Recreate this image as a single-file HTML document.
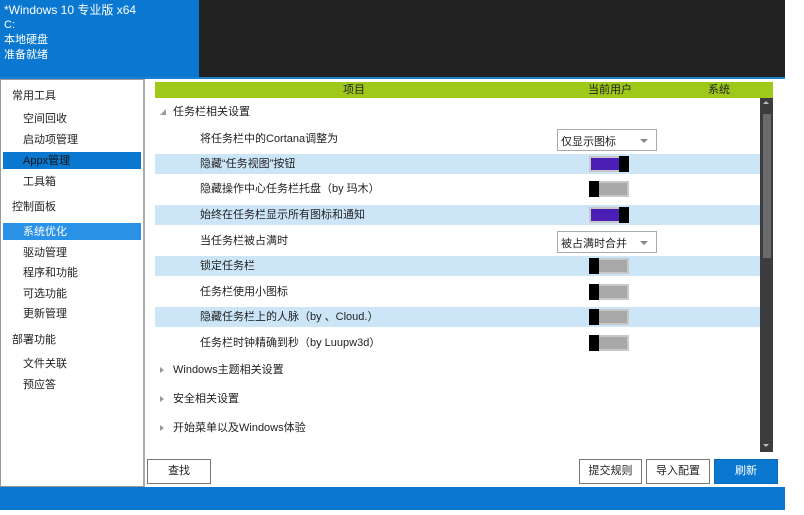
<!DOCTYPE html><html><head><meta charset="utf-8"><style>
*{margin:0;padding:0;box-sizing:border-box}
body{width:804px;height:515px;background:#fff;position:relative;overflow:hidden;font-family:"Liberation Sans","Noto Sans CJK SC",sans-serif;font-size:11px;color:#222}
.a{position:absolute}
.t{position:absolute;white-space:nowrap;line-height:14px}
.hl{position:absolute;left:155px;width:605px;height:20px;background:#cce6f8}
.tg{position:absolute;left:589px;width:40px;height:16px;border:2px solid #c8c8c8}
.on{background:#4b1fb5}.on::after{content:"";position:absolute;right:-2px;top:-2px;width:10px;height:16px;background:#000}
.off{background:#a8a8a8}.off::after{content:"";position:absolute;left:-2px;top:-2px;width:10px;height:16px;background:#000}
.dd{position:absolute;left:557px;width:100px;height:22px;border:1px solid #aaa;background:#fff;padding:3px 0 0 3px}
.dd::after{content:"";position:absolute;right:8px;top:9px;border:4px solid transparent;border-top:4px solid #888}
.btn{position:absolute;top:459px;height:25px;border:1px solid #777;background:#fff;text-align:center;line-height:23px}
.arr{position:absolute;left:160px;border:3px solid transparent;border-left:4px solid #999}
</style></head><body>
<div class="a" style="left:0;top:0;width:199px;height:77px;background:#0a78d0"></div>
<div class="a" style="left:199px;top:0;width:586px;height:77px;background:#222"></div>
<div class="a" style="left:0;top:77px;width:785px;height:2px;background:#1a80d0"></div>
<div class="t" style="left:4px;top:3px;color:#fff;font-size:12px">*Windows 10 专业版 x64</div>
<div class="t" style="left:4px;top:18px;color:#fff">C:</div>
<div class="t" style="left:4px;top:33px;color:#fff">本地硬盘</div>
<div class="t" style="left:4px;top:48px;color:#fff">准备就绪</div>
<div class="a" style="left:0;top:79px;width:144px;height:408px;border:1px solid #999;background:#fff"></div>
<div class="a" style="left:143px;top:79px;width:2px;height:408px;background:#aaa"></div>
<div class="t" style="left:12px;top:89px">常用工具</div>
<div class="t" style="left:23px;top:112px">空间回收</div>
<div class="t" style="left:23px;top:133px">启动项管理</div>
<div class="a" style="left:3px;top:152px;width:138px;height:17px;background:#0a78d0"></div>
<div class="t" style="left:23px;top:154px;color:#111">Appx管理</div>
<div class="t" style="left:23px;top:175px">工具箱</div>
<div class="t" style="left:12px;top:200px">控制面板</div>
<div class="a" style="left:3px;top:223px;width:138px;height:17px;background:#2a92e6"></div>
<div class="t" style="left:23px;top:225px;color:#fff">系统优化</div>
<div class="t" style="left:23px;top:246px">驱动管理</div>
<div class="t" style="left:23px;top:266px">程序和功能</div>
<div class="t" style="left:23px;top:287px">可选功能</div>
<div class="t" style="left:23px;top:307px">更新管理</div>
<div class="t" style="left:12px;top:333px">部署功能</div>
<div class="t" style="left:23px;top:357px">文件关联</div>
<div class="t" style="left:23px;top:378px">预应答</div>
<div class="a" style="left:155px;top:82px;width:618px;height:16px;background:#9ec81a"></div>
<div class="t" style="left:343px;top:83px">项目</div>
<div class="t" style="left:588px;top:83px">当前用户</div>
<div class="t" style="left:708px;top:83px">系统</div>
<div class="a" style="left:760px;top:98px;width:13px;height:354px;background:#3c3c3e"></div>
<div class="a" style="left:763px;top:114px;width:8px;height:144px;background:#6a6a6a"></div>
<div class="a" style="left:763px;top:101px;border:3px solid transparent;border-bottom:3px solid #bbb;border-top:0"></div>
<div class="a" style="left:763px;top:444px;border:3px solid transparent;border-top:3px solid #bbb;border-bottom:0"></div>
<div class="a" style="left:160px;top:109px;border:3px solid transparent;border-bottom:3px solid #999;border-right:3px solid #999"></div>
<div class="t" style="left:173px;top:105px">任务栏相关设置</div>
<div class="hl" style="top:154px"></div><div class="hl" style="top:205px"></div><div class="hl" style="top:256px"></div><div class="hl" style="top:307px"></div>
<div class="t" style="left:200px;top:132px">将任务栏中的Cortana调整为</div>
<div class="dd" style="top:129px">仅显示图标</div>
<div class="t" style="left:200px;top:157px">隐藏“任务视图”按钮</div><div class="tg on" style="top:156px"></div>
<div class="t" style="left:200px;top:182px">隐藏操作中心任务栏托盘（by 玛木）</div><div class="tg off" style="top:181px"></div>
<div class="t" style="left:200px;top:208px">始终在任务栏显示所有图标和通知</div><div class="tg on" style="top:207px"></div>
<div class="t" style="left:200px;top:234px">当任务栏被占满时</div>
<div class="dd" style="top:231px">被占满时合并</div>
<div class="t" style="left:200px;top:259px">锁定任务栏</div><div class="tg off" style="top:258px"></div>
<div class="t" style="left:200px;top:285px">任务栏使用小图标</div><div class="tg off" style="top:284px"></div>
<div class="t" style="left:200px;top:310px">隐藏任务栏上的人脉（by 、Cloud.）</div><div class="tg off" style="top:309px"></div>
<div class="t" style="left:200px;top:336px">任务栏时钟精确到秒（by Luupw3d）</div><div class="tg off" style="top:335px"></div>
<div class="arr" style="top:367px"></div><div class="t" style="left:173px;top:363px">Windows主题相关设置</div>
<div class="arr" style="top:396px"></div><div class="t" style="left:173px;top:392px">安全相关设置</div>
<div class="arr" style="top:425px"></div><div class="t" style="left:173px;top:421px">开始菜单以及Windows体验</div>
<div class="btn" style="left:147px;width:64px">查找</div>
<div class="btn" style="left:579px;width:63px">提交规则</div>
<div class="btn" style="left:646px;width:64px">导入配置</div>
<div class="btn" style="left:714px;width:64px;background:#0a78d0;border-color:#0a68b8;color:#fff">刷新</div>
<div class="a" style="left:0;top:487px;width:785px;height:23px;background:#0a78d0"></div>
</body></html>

***

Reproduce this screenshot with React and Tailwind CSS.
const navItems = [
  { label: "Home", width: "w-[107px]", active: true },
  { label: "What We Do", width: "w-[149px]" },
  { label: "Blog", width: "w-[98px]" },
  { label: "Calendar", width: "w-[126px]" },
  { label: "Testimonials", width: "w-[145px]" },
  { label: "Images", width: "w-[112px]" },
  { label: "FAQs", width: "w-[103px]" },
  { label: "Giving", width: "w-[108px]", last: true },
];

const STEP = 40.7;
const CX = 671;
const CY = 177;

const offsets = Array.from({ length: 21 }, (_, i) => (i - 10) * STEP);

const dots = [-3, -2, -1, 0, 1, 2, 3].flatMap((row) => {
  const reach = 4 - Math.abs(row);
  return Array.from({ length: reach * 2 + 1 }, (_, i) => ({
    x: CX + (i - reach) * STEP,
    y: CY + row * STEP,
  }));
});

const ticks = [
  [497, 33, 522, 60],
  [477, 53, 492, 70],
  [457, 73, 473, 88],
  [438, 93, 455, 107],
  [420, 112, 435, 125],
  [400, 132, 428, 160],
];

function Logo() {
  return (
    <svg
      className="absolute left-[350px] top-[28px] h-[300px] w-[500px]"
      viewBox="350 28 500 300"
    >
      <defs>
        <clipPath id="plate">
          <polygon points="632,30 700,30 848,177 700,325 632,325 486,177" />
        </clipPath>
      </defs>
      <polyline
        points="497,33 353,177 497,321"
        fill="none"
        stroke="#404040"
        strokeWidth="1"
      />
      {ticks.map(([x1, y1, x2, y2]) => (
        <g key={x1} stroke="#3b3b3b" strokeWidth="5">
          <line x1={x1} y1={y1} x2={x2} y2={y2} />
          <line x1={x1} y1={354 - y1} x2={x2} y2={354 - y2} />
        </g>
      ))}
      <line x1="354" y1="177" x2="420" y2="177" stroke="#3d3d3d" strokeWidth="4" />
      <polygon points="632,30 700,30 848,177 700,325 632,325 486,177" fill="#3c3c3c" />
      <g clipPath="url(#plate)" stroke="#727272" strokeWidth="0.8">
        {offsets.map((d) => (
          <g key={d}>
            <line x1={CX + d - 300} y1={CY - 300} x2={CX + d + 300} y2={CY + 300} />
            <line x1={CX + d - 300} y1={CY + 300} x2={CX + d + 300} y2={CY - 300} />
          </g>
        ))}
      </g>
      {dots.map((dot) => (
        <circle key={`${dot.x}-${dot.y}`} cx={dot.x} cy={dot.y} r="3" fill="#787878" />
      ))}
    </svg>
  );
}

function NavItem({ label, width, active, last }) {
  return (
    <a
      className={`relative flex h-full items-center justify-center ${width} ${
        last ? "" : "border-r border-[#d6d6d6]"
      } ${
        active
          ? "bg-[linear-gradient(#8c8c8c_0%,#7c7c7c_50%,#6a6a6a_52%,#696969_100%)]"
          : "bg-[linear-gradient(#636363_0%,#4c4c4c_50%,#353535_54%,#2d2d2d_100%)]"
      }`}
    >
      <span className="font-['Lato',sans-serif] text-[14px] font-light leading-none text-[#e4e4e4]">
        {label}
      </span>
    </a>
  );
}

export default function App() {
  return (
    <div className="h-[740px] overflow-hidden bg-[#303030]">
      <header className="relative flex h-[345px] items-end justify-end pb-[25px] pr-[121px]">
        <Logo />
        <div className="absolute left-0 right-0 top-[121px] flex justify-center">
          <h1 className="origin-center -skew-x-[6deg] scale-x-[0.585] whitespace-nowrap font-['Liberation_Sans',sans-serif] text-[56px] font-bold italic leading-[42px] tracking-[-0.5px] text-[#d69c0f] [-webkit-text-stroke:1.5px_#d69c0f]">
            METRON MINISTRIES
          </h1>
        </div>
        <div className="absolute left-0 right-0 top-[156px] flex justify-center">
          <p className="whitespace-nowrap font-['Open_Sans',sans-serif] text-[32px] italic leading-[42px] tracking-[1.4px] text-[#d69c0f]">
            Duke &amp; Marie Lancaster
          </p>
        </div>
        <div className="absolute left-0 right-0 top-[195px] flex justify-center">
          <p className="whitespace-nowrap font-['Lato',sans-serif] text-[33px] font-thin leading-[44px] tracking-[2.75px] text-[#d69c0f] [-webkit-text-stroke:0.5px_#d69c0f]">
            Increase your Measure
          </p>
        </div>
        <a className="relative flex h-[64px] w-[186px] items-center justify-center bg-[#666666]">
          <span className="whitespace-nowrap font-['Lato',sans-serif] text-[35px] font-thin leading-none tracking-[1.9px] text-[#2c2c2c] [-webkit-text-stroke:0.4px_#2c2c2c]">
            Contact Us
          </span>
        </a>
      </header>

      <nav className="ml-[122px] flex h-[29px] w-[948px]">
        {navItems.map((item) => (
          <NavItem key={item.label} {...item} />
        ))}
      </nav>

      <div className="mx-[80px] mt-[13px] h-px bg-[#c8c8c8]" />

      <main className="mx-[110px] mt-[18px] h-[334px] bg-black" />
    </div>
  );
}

***

* EXERCISE DETAILS *
Repeat, character for character, the lines of the material above from the line with "Reproduce this screenshot" through the line with "const CY = 177;".

* RESULT BELOW *
Reproduce this screenshot with React and Tailwind CSS.
const navItems = [
  { label: "Home", width: "w-[107px]", active: true },
  { label: "What We Do", width: "w-[149px]" },
  { label: "Blog", width: "w-[98px]" },
  { label: "Calendar", width: "w-[126px]" },
  { label: "Testimonials", width: "w-[145px]" },
  { label: "Images", width: "w-[112px]" },
  { label: "FAQs", width: "w-[103px]" },
  { label: "Giving", width: "w-[108px]", last: true },
];

const STEP = 40.7;
const CX = 671;
const CY = 177;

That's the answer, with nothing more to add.